There was no subtitle but it could have been:

Have the points made in Social Processes and Proofs of Theorems and Programs by DeMillo, Lipton, Perlis, survived the test of time ? (Spoiler Alert: Yes.)

I found out about it from the Lipton-Regan blog here

The debaters were Richard DeMillo and Richard Lipton and the moderator was Harry Lewis (Alan Perlis passed away in 1990).  Calling it a debate is not correct since DeMillo and Lipton (and Lewis) all agree. (DeMillo and Lipton even have the same first name!)  The DLP paper is in Harry Lewis's collection Ideas that created the future.  The event  should have been advertised as a discussion. However, it was a good discussion so this is not a complaint.

Here are some things that came out of the discussion.

1) The main topic was the 1979 DeMillo-Lipton-Perlis paper (see here) that gave arguments why Proofs of Program correctness could not work.

An all-to-brief summary of the DLP paper: Some researchers are trying to set up frameworks for doing proofs that programs are correct, analogous to the certainty  we get with a proof of a Theorem in Mathematics. But proofs in Mathematics are, in reality, NOT that rigorous. Often details are left out or left to the reader. This is fine for mathematics (more on that later) but unacceptable for programs which need rather precise and rigorous proofs.

How do theorems in mathematics really get verified? By having enough people look at them and make sure they match intuitions, what DLP call A Social Process.  (NOTE FROM BILL: Papers that are not important do not get looked at so there may well be errors.)

2) The notion of proving-programs-correct was very seductive; however, the people who were trying to do this had a blind spot about how the analogy of proving-programs-correct and proving-theorem-correct differ.  In particular, a program is rather complicated and even stating carefully what you want to prove is difficult. By contrast, for most math statements, what you want to prove is clear. Note also that a program has lots of code (far more now than when DLP was written) and so much can happen that you cannot account for.

3) The DLP paper had a large effect on the field of program verification.  Funding for it was reduced and students were discouraged from going into it.

4) When DLP appeared DeMillo and Lipton were pre-tenure. Hence it took lots of courage to publish it. Alan Perlis had tenure and had already won a Turing award.  This did give DeMillo and Lipton some cover; however, it still took courage.

5) How did the Program Verification  Community deal with the objections in DLP?  DeMillo said that he looked at a large set of papers in the field, and very few even mentioned DLP. He recommends reading the book Mechanizing Proof: Computing, Risk, and Trust by David McKenzie see here.

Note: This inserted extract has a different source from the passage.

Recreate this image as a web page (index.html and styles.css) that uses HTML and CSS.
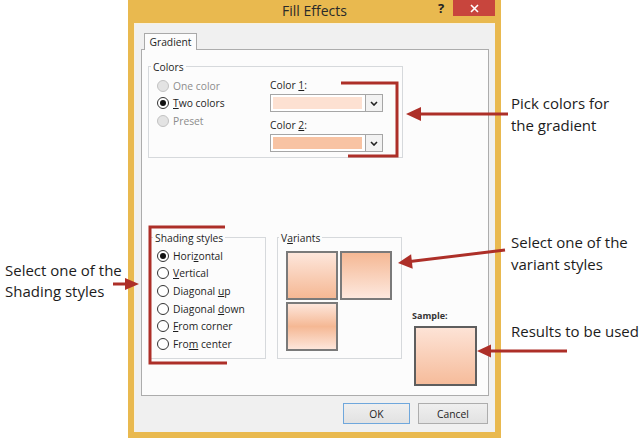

6) So how can we be more certain that programs are correct?

a) Testing.
b) Modularize and test. Fix errors. Modularize  and test. Fix errors...
c) Try to isolate side effects.
d) More testing.

Some point to Model Checking, which could be considered very sophisticated testing, but that's used to verify circuits and perhaps low-level code, not programs. Model checking is a success story and note that Ed Clark, E. Allen Emerson, and Joseph Sifakis shared a (well deserved) Turing award for this work. But see next note.

6.5) An audience member pointed out that Program Verification people have won several Turing Awards

Dijkstra 1972

Floyd 1978 

Hoare 1980

Pnueli 1996

(Are there more?) 

so the field is alive and healthy. DeMillo responded that prizes for academic research are a poor measure of  success. 

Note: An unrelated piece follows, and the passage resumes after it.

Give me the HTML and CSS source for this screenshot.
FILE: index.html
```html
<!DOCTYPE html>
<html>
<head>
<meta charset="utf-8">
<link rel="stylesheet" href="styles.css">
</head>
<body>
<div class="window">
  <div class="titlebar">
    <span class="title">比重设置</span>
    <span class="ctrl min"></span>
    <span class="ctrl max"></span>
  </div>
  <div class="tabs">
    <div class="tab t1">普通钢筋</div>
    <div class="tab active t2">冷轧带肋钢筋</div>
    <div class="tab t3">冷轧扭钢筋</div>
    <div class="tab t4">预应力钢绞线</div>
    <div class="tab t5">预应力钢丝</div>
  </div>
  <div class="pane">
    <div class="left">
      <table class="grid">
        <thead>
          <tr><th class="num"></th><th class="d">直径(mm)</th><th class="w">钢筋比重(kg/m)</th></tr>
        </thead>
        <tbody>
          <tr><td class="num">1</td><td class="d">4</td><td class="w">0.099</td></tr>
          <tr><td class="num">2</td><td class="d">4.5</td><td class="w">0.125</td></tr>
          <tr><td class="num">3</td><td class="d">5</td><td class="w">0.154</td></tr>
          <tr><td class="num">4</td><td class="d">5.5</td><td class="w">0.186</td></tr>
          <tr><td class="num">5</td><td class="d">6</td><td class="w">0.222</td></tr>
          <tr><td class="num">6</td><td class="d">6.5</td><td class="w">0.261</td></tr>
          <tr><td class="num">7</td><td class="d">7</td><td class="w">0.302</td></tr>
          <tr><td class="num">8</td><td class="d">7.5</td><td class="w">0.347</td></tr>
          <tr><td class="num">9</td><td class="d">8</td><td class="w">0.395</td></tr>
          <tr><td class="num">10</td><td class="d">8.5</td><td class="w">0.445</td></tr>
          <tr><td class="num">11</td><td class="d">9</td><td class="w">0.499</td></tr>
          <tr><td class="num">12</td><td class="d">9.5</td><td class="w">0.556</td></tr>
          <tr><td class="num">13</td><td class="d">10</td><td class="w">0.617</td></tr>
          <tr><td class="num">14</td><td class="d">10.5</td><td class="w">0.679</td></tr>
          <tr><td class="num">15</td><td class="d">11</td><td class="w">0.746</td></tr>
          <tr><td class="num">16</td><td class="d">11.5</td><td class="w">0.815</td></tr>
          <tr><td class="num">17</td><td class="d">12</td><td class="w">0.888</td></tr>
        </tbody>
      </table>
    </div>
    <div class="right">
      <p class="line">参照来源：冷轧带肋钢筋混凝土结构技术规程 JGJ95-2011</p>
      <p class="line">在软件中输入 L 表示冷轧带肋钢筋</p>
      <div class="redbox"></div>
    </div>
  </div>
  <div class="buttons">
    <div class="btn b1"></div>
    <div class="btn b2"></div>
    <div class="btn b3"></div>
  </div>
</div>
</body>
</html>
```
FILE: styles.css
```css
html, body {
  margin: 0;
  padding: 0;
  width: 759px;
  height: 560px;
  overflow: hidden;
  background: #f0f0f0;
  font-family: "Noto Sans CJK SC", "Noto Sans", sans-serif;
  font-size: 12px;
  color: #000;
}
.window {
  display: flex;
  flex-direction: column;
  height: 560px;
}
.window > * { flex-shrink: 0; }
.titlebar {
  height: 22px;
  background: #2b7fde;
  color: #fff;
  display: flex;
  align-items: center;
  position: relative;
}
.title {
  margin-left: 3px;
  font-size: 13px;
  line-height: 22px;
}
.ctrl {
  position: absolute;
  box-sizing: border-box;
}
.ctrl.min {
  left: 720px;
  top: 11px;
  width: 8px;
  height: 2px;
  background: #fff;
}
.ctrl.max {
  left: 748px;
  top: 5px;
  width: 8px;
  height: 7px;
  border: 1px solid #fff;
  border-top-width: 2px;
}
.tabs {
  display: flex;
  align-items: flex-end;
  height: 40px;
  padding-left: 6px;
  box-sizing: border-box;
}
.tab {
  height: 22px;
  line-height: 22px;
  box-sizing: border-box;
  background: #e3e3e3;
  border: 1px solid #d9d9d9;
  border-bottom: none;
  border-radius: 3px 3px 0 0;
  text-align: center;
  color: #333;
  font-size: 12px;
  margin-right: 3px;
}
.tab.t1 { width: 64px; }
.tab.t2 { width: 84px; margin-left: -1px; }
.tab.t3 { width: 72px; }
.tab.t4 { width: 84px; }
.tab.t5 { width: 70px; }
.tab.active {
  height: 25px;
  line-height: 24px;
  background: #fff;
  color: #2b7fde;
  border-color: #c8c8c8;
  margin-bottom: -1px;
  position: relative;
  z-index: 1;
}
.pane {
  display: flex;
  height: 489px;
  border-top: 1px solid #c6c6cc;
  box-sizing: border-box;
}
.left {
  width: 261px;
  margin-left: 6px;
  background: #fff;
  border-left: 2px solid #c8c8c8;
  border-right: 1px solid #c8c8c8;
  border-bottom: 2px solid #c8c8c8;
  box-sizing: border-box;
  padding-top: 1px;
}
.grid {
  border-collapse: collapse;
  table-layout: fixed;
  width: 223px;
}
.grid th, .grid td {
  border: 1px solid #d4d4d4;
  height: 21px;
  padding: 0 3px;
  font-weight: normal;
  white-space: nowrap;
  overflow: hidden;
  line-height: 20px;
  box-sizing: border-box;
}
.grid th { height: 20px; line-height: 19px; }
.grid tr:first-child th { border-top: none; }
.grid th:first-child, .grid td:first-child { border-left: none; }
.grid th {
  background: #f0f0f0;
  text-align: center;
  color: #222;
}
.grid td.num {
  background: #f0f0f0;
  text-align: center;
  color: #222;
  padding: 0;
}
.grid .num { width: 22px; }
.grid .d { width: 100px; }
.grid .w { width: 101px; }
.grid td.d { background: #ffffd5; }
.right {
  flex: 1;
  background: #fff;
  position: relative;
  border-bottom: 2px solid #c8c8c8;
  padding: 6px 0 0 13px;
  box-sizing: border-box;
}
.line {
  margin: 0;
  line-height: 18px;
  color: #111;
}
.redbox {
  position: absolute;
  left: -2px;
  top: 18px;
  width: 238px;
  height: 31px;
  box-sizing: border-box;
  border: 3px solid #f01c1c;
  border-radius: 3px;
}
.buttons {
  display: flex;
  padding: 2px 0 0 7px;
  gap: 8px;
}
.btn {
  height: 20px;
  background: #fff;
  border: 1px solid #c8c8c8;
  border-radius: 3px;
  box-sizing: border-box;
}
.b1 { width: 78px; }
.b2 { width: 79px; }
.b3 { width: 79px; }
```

7) Can computers themselves help with proofs of correctness? That is the only hope; however, there are scaling problems.

8) When DLP was written a program with 100,000 lines of code was considered large. Now we have programs with millions of lines of code. And now we have more concurrency. So the lessons of the DLP paper are probably more relevant now then they were then.

9) Since Program Verification does not seem to be used, how come we don't have a Software crisis?

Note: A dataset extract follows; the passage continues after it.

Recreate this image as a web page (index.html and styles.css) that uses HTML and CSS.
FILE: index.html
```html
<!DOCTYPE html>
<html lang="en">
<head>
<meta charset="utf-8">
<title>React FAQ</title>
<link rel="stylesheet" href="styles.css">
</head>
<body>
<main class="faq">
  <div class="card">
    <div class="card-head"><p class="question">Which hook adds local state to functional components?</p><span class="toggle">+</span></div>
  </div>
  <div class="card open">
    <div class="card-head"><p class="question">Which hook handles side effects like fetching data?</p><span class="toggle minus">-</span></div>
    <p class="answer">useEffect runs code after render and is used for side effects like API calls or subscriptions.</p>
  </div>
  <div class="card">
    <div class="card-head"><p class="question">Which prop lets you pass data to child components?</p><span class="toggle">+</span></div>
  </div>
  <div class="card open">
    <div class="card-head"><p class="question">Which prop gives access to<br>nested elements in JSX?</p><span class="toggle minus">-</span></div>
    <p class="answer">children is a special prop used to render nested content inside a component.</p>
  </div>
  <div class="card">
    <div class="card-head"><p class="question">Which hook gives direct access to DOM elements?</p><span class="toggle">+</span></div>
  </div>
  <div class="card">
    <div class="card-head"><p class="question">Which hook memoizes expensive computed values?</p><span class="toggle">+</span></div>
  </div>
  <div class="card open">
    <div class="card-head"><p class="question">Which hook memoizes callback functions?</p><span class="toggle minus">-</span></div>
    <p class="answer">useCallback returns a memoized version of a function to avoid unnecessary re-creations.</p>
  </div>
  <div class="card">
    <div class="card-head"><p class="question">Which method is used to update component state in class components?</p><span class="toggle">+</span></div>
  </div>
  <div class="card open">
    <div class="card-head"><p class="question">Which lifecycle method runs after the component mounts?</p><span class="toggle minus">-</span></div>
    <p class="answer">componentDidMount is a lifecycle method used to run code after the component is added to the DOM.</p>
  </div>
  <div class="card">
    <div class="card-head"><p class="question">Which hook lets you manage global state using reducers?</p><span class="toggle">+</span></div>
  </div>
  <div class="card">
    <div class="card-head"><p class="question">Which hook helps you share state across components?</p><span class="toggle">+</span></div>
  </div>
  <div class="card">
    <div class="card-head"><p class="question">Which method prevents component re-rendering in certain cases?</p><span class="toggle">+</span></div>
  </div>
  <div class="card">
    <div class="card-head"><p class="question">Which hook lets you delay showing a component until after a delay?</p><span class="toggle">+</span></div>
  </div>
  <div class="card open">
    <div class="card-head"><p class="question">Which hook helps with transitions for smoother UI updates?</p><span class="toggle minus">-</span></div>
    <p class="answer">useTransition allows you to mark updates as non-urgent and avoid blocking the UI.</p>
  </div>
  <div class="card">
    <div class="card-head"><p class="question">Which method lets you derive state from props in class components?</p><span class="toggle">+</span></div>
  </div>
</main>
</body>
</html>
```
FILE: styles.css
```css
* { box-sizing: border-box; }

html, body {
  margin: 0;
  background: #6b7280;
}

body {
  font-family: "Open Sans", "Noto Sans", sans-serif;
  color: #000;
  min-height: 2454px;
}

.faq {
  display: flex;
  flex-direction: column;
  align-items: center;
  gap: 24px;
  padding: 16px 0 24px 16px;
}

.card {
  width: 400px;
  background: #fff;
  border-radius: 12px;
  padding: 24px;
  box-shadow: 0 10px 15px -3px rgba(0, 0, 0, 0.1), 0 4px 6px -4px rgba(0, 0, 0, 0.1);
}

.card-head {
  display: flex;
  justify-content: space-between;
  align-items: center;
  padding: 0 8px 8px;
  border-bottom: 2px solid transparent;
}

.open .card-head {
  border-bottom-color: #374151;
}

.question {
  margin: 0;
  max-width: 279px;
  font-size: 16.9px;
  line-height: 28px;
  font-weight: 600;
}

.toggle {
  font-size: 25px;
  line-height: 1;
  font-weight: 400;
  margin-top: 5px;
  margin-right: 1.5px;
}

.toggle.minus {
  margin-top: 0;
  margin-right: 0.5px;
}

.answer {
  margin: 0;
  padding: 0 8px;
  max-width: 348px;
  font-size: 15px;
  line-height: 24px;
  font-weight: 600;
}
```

a) We do! The Q+A mechanism at the meeting was terrible. 
c) See the answer to question 6.

10) SPECS are a problem. Tony Hoare once gave a talk where he proves that a program sorted correctly and then pointed out that if the program just output 0,...0 that would have also satisfied the SPEC since all that was required was that the output be sorted, not the (overlooked!) requirement that it be the same numbers as the input. So one needs to be careful!

11) Despite being a leader in the field, Tony Hoare has come to see the limitations of the Proofing-programs-correct approach to Software Verification.  His paper An Axiomatic basis for Computer Programming (1969)  (which is also in Harry Lewis's collection Ideas that Created the Future).
Much later, commenting on the paper,  Hoare says the following:

Ten years ago, researchers into formal methods (and I was the most mistaken among them) predicted that the programming world would embrace with gratitude every assistance promised by formalization to solve the problems of reliability that arise when programs get large and more safety-critical. Programs have now got very large and very critical--well beyond the scale which can be comfortably tackled by formal methods. There have been many problems and failures, but these have nearly always been attributable to inadequate analysis of requirements or inadequate management control. It has turned out that the world just does not suffer significantly from the kind of problem that our research was originally intended to solve.'

12) Richard Lipton told a story where he showed that the program in question satisfied the SPEC, but the SPEC was a tautology that any program would satisfy.  Again, one needs to be careful!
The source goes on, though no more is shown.